After 5 years of doing live talk on a Nor Cal AM/FM station Lou Binninger is now using No Hostages Radio to give his take on the local, state, and national political and cultural scene.

Weekly radio episodes will appear here as well as articles written for the Territorial Dispatch.

Mayflower Compact 400 Yrs. Old

Four hundred years ago this week, on November 11, 1620, 41 adult males aboard a small ship, just 9 years after the publication of the King James Bible, signed the Mayflower Compact, the first charter of freedom in America and showing the Christian heritage of our nation to come.

There were 102 passengers (74 male / 28 female) in all made up of ‘Saints’ {later called Pilgrims), ‘Strangers’ (non-Separatists), plus around 30 crew members. In view of the ‘independent spirit of some,’ it became evident to both Saints and Strangers that they needed to cooperate and sign an agreement to rule themselves, as they were going to settle in an area that was not within the purview of their patent (for Virginia). The Elder William Brewster, William Bradford, Edward Winslow, and the Pilgrims, along with the soldier Miles Standish and the Strangers agreed to sign a covenant before they landed to ensure representative self-government, by which all of them would be bound.

The Mayflower Contract reads:

"In the name of God, Amen. We, whose names are underwritten, the Loyal Subjects of our dread Sovereign Lord, King James, by the Grace of God, of England, France and Ireland, King, Defender of the Faith.

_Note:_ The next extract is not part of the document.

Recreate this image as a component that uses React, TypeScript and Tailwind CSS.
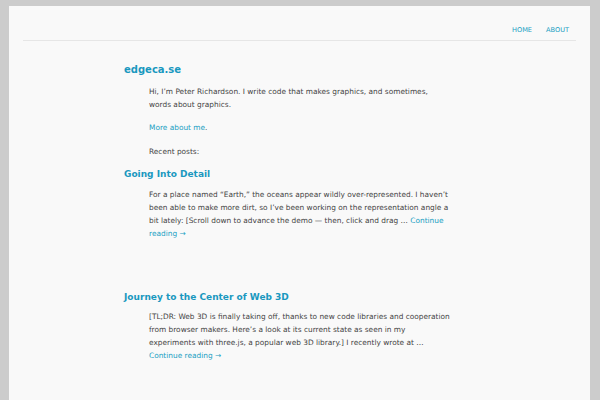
import React from "react";

export default function App() {
  const font = { fontFamily: '"DejaVu Sans", Verdana, sans-serif' };
  return (
    <div className="min-h-[400px] bg-[#cccccc] pl-[9px] pr-[10px] pt-[6px]" style={font}>
      <div className="min-h-[394px] bg-[#f9f9f9] px-[14px]">
        <div className="flex justify-end gap-[14px] border-b border-[#e6e6e6] pr-[7px] pt-[19px] pb-[5px] text-[6.6px] leading-[10px] text-[#21a0c3]">
          <a>HOME</a>
          <a>ABOUT</a>
        </div>
        <div className="ml-[101px] w-[340px] pt-[21px] text-[7.4px] leading-[13px] text-[#444]">
          <h1 className="text-[10px] font-bold leading-[16px] text-[#1a98bf]">edgeca.se</h1>
          <div className="pl-[25px] pt-[7px]">
            <p className="whitespace-nowrap">Hi, I’m Peter Richardson. I write code that makes graphics, and sometimes,<br />words about graphics.</p>
            <p className="mt-[10px]"><a className="text-[#21a0c3]">More about me</a>.</p>
            <p className="mt-[11px]">Recent posts:</p>
          </div>
          <h2 className="mt-[8px] text-[9px] font-bold leading-[16px] text-[#1a98bf]">Going Into Detail</h2>
          <p className="mt-[6px] whitespace-nowrap pl-[25px]">
            For a place named “Earth,” the oceans appear wildly over-represented. I haven’t<br />
            been able to make more dirt, so I’ve been working on the representation angle a<br />
            bit lately: [Scroll down to advance the demo — then, click and drag … <a className="text-[#21a0c3]">Continue<br />reading →</a>
          </p>
          <h2 className="mt-[49px] text-[9px] font-bold leading-[16px] text-[#1a98bf]">Journey to the Center of Web 3D</h2>
          <p className="mt-[5px] whitespace-nowrap pl-[25px]">
            [TL;DR: Web 3D is finally taking off, thanks to new code libraries and cooperation<br />
            from browser makers. Here’s a look at its current state as seen in my<br />
            experiments with three.js, a popular web 3D library.] I recently wrote at …<br />
            <a className="text-[#21a0c3]">Continue reading →</a>
          </p>
        </div>
      </div>
    </div>
  );
}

Having undertaken for the Glory of God, and Advancement of the Christian Faith, and the Honour of our King and Country, a voyage to plant the first colony in the northern parts of Virginia; do by these presents, solemnly and mutually in the Presence of God and one of another, covenant and combine ourselves together into a civil Body Politick, for our better Ordering and Preservation, and Furtherance of the Ends aforesaid;

And by Virtue hereof to enact, constitute, and frame, such just and equal Laws, Ordinances, Acts, Constitutions and Offices, from time to time, as shall be thought most meet and convenient for the General good of the Colony; unto which we promise all due submission and obedience. 

In Witness whereof we have hereunto subscribed our names at Cape Cod the eleventh of November, in the Reign of our Sovereign Lord...”

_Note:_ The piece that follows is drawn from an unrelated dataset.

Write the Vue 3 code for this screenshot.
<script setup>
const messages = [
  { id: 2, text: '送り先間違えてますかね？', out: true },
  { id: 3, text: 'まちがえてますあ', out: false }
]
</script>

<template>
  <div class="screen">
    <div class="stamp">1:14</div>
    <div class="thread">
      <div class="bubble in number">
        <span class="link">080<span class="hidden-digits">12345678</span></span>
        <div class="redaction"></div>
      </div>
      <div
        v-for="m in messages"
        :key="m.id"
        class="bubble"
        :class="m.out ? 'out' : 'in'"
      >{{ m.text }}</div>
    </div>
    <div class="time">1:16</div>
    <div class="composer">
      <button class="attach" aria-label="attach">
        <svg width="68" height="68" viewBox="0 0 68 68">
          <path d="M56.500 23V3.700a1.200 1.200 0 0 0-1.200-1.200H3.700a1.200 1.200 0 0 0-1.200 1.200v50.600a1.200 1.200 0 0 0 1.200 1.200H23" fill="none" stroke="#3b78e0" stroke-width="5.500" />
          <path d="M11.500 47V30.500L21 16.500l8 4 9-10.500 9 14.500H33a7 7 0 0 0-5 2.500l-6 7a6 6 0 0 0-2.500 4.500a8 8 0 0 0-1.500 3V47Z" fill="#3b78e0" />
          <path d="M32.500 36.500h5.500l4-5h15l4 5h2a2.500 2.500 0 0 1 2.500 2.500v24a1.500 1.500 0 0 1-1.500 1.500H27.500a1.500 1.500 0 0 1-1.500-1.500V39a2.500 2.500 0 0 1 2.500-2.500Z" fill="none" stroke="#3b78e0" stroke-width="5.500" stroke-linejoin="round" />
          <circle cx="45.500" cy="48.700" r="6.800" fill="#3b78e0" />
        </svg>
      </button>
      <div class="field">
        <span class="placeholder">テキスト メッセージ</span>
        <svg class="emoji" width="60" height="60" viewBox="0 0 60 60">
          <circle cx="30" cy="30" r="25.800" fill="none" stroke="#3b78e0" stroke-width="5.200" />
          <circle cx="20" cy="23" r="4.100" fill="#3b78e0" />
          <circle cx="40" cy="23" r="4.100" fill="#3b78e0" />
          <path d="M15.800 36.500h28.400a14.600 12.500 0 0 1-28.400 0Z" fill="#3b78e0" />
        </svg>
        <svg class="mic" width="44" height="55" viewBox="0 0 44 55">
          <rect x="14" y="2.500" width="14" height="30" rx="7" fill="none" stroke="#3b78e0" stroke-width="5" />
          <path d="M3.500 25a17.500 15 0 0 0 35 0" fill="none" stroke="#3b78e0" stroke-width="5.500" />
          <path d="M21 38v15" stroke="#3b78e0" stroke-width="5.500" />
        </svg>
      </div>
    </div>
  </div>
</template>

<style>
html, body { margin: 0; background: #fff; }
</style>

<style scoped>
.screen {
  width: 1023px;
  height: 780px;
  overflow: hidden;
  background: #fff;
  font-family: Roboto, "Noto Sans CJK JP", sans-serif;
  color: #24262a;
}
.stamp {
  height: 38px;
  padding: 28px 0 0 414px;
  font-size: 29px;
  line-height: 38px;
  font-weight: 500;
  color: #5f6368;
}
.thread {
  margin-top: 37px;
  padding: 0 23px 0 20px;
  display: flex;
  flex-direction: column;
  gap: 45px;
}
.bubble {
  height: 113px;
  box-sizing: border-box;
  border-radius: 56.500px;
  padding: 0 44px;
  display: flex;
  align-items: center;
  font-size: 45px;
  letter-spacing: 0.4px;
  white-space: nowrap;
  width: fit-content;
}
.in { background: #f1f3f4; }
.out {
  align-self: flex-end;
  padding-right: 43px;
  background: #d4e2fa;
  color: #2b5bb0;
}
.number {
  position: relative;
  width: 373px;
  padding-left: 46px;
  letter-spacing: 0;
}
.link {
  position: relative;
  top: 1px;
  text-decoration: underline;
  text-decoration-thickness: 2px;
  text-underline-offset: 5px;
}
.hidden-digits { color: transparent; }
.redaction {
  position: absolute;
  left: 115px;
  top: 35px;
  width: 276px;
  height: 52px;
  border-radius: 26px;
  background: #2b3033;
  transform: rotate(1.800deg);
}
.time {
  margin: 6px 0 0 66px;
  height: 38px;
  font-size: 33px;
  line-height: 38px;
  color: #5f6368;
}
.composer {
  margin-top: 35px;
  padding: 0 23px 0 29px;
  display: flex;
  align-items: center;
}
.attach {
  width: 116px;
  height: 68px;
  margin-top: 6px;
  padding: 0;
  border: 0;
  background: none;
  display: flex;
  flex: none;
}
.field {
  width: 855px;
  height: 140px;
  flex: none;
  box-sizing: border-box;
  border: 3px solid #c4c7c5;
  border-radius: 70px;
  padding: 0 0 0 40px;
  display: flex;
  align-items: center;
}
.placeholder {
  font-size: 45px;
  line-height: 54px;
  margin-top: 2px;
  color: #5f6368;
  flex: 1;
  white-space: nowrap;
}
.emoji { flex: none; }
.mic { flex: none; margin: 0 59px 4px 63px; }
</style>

The ship intended for Virginia arrived about 200 miles north in what we now know as Massachusetts. The Mayflower had left England 65 days earlier on September 6, 1620.

The Pilgrims were Separatist Protestants who made a complete break with the Anglican Church of England during the reign of King James I. A small community of them in Scrooby, Nottinghamshire had begun to illegally meet together beyond the jurisdiction of the Anglican Church. 

As Calvinists, they believed in strict adherence to the Bible. Led by their pastor John Robinson, they first moved in 1609 to Leiden, Holland, but, after eleven years, wanted a place of their own, fearful their children were losing their identity in the Dutch culture. The Pilgrims through William Brewster with the aid of Sir Edwin Sandys then received a patent to establish a colony in Virginia, but instead a miscalculation brought them to Cape Cod. 

Some were dubbed Pilgrims by their fellow passenger and journalist William Bradford, who had in mind the Book of Hebrews 11:13-16, when he wrote - "They knew they were pilgrims, and looked not much on those things, but lifted up their eyes to the heavens, their dearest country, and quieted their spirits." They wished to live a pious community life, as the Apostles in the New Testament of the Bible.

Religious life had been brutal in the Old World. Reading the Bible for yourself could get you burned at the stake. Not attending church could bring a fine.  Baptizing an adult could lead to death. If you were a professing Christian with faulty doctrine you could be slit open or branded.

David Barton of WallBuilders recounts how one English monarch dealt with Christians opposing his religion and how it operated.

Barton explained, "The king said 'I'm tired of you guys criticizing me.' So to 10,000 of them, he chopped off their ears, slit their nose, sliced their tongue, and said 'let's hear you say something now.'"

Forbidden private Bible studies were raided and people arrested. State religion without Jesus is just plain mean and often fatal.

Half of the colonists did not survive the first winter at Plymouth Rock, including their first governor John Carver. William Bradford was then elected governor in the spring of 1621. No coffee bars and Zumba classes for the Pilgrims.

Today, four hundred years later most churches, now considered ‘nonessential’ in America, willingly bowed to the government to close their buildings, stay indoors, and cover their faces.